Our tour ends in the HPSCEF, mercifully. My shirt is soaking through with potato fumes and sweat.

We make our way outside to sip baby lemon water and geek out on the whole setup. It’s here, on the sunny porch, with normal earth-grade air wafting up our nostrils where Russ explains the phantom thread that ties all the tech, the research, and the free-range pangolin sanctuaries together.

“It’s mostly belief, a mentality.”

To Wilson, the gizmos and biomedical research are merely support system for the true tool, the mind, which is Wilson’s biggest ongoing project.

“Shifting to neutral. Shifting to neutral,” Russ repeats “ That’s the key to sustained high performance across different scenarios. It’s the mental training that underpins everything we do at my performance company Limitless Minds. By staying neutral amidst chaos — calm, focused, not too high, not too low, not frazzled. This is the key. And physical health is at the root of that, but it’s the cart, not the horse. Or maybe it’s the horse shoes. Or no, maybe it’s the hay they feed the horse. But regardless, the horse is the mind. And a balanced, focused mind — a neutral mind — is how we excel.”
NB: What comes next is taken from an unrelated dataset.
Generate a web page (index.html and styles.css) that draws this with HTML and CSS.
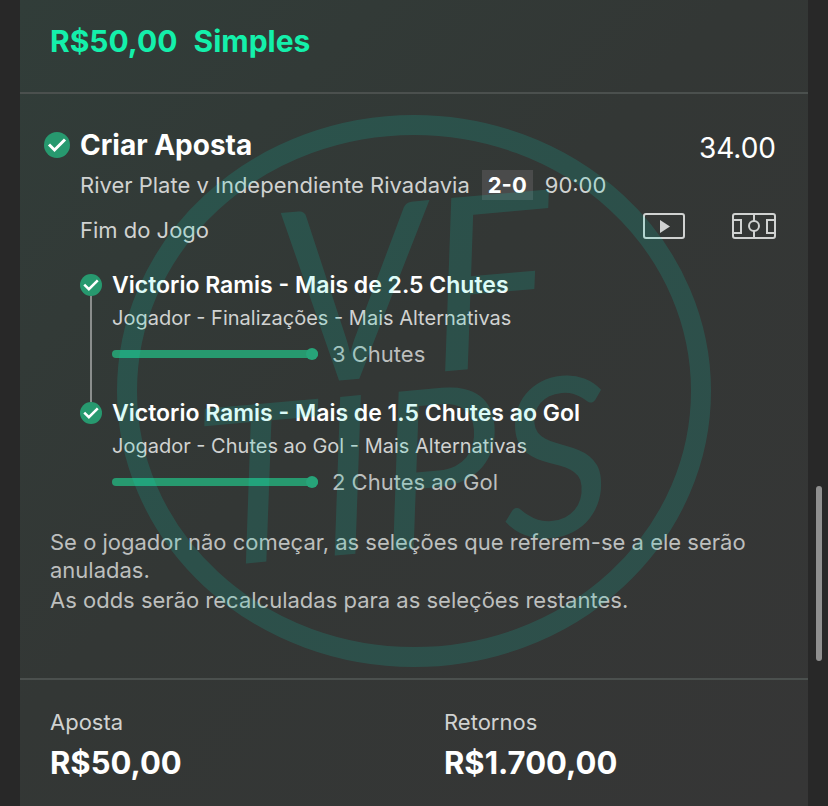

“Is it hard to shift to neutral? What’s the process look like to do it?”

“Not once you’re practiced at it. You find yourself doing it throughout the day. That is, if you’re not already in a constant state of neutrality. But this is hard to achieve. I’ve shifted to neutral maybe a dozen times since we’ve been hanging out.”

“Really?”

“Yeah. Absolut– oop. Just did it again. Did you notice it that time? Sometimes you can see it in subtle facial cues.”

Russell whistles. “Prince! Naomi! Hero! Come here. I’ve actually taught the dogs to do it. Watch. ‘Blue Eighty — Blue Eighty, Set!’” Instantly the two dogs sit down, noses slightly lifted, eyes fixed on Russ. Their focus is palpable.
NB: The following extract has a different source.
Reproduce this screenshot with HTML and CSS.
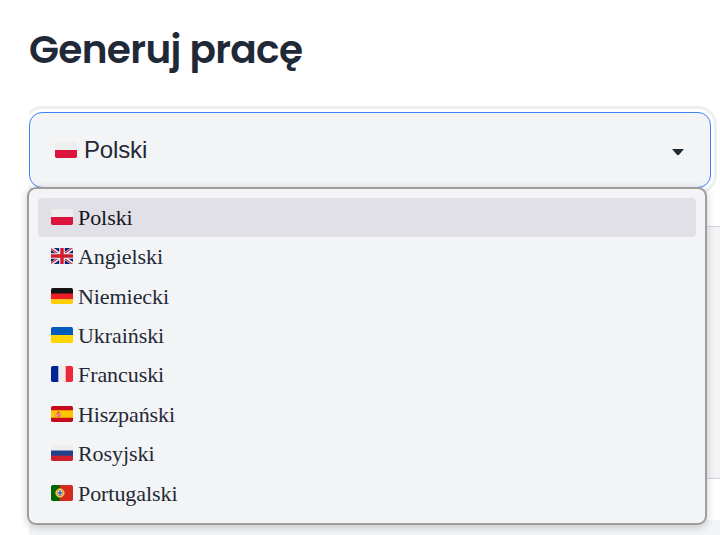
FILE: index.html
```html
<!DOCTYPE html>
<html lang="pl">
<head>
<meta charset="utf-8">
<title>Generuj pracę</title>
<link rel="stylesheet" href="styles.css">
</head>
<body>
<svg class="defs" aria-hidden="true">
  <defs>
    <clipPath id="round"><rect width="22" height="16" rx="1.8"/></clipPath>
    <symbol id="pl" viewBox="0 0 22 16"><g clip-path="url(#round)"><path fill="#eee" d="M0 0h22v8H0z"/><path fill="#dc143c" d="M0 8h22v8H0z"/></g></symbol>
    <symbol id="gb" viewBox="0 0 22 16"><g clip-path="url(#round)"><path fill="#00247d" d="M0 0h22v16H0z"/><path stroke="#eee" stroke-width="3.2" d="M0 0l22 16M22 0L0 16"/><path stroke="#cf1b2b" stroke-width="1.1" d="M0 .7l22 16M22-.7L0 15.3"/><path stroke="#eee" stroke-width="5.6" d="M11 0v16M0 8h22"/><path stroke="#cf1b2b" stroke-width="3.4" d="M11 0v16M0 8h22"/></g></symbol>
    <symbol id="de" viewBox="0 0 22 16"><g clip-path="url(#round)"><path fill="#141414" d="M0 0h22v6H0z"/><path fill="#ed1f24" d="M0 5.5h22v6H0z"/><path fill="#ffcd05" d="M0 11.2h22V16H0z"/></g></symbol>
    <symbol id="ua" viewBox="0 0 22 16"><g clip-path="url(#round)"><path fill="#005bbb" d="M0 0h22v8H0z"/><path fill="#ffd500" d="M0 8h22v8H0z"/></g></symbol>
    <symbol id="fr" viewBox="0 0 22 16"><g clip-path="url(#round)"><path fill="#002495" d="M0 0h8v16H0z"/><path fill="#eee" d="M7.3 0h8v16h-8z"/><path fill="#ed2939" d="M14.7 0H22v16h-7.3z"/></g></symbol>
    <symbol id="es" viewBox="0 0 22 16"><g clip-path="url(#round)"><path fill="#c60a1d" d="M0 0h22v16H0z"/><path fill="#ffc400" d="M0 4.3h22v7.4H0z"/><path fill="#ea596e" d="M5.7 7h3.6v3.2q-1.8 1.5-3.6 0z"/><path fill="#c43b3b" d="M6 5.7h3v1H6z"/><path fill="#b9a98b" d="M4.4 7h.8v4h-.8zM9.9 7h.8v4h-.8z"/><path fill="#f4a2b2" d="M7.5 7.2h1.4v1.2H7.5zM6 8.7h1.4v1.2H6z"/></g></symbol>
    <symbol id="ru" viewBox="0 0 22 16"><g clip-path="url(#round)"><path fill="#eee" d="M0 0h22v6H0z"/><path fill="#22408c" d="M0 5.4h22v5.6H0z"/><path fill="#ce2028" d="M0 10.7h22V16H0z"/></g></symbol>
    <symbol id="pt" viewBox="0 0 22 16"><g clip-path="url(#round)"><path fill="#060" d="M0 0h9v16H0z"/><path fill="#d52b1e" d="M8.8 0H22v16H8.8z"/><circle cx="9" cy="8" r="4.2" fill="#fde25c" stroke="#dfae3a"/><path fill="#d52b1e" d="M6.4 5.2h5.2v4.5q-2.6 2.8-5.2 0z"/><path fill="#eee" d="M6.8 5.6h4.4v3.8Q9 11.7 6.8 9.4z"/><path stroke="#1a47a0" stroke-width="1.2" d="M9 5.7v4.6M7 7.9h4"/></g></symbol>
  </defs>
</svg>
<main class="page">
  <h1 class="title">Generuj pracę</h1>
  <div class="field">
    <div class="clip">
      <div class="select">
        <svg class="flag"><use href="#pl"/></svg>
        <span class="value">Polski</span>
        <svg class="caret" viewBox="0 0 12 6"><path d="M0 0h12L6.8 6H5.2z"/></svg>
      </div>
    </div>
    <ul class="menu">
      <li class="option active"><svg class="flag"><use href="#pl"/></svg>Polski</li>
      <li class="option"><svg class="flag"><use href="#gb"/></svg>Angielski</li>
      <li class="option"><svg class="flag"><use href="#de"/></svg>Niemiecki</li>
      <li class="option"><svg class="flag"><use href="#ua"/></svg>Ukraiński</li>
      <li class="option"><svg class="flag"><use href="#fr"/></svg>Francuski</li>
      <li class="option"><svg class="flag"><use href="#es"/></svg>Hiszpański</li>
      <li class="option"><svg class="flag"><use href="#ru"/></svg>Rosyjski</li>
      <li class="option"><svg class="flag"><use href="#pt"/></svg>Portugalski</li>
    </ul>
  </div>
  <div class="textarea"></div>
  <div class="footer"></div>
</main>
</body>
</html>
```

FILE: styles.css
```css
* { box-sizing: border-box; }
body {
  margin: 0;
  height: 535px;
  overflow: hidden;
  background: #fff;
  color: #1f2937;
}
.defs { position: absolute; width: 0; height: 0; }
.page { padding: 25px 0 0 29px; }
.title {
  margin: 0;
  height: 75px;
  font: 600 39px/50px Poppins, Inter, sans-serif;
  font-feature-settings: "cv11", "ss03";
  letter-spacing: -0.64px;
  white-space: nowrap;
}
.field { position: relative; }
.clip {
  width: 691px;
  padding: 12px 0 6px;
  height: 94px;
  overflow: hidden;
}
.select {
  display: flex;
  align-items: center;
  width: 682px;
  height: 76px;
  padding: 0 26px 0 25px;
  border: 1px solid #3b82f6;
  border-radius: 13px;
  background: #f3f4f6;
  box-shadow: 0 0 0 3px #fff, 0 0 0 6px #eeeff0;
}
.flag { flex: none; width: 22px; height: 16px; }
.value {
  flex: 1;
  margin-left: 7px;
  font: 24px/30px "Liberation Sans", sans-serif;
  letter-spacing: -0.15px;
}
.caret { width: 12px; height: 6px; margin-top: 4px; fill: #1f2937; }
.menu {
  position: absolute;
  z-index: 1;
  top: 87px;
  left: -2px;
  width: 680px;
  height: 338px;
  margin: 0;
  padding: 9px;
  border: 2px solid #9e9e9f;
  border-radius: 9px;
  background: #f3f4f6;
  box-shadow: 0 2px 8px rgba(0, 0, 0, .2);
  list-style: none;
}
.option {
  display: flex;
  align-items: center;
  height: 39.45px;
  padding-left: 13px;
  border-radius: 4px;
  font: 22px/30px "Liberation Serif", serif;
  letter-spacing: -0.07px;
}
.option .flag { margin: 0 5px 2px 0; }
.option.active { background: #e1e0e6; color: #15141a; }
.textarea {
  height: 253px;
  margin-top: 32px;
  border: 1px solid #d1d5db;
  border-right: 0;
  background: #f3f4f6;
}
.footer { height: 15px; margin-top: 41px; background: #f3f4f6; }
```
“Wow,” I mutter. “I think I see it. Yeah.”

“Yeah, we’re actually developing a dog training academy here locally with the concept of mental neutrality at its core. We’re hoping to have multiple graduates bring home awards from the Westminster show next year.”

There are some interviews where you have to coax energy out of your subject. This isn’t one of them. Russ and I go on, back and forth for three hours at the patio table, our gregariousness perhaps fueled by baby-lemon elixir, saffron, and elevated blood oxygen levels. We chat until the fractal reflections of sunlight off the water disappear and the pine trees throw long shadows across the manicured lawn. Eventually, despite my journalistic instincts to keep Russ talking, I feel I’ve truly had enough. Plus I’m starving. I angle for a clean exit.

“Well, I need to go get some grub. How about you? I know you’re careful about what you put in your body. What’s for dinner?”

“I’ll need to check with the chef, but I’m pretty sure it’s sou-vide sea cucumber and elk back strap. Both wild-harvested this morning and flown in.” he says, unflinching.

“Oh, nice,” I reply, having become numb to such impossible statements.

On my way out the door, Russ thanks me graciously, and as I drive my car around the horseshoe driveway, past the front door, he smiles at me with a wide, instructive gaze, miming the hand motion of shifting gears in a car, and silently mouths, “Shift to neutral! Shift to neutral!”

I wave and return my gaze to the road, visions of pangolin embryos drifting through my mind.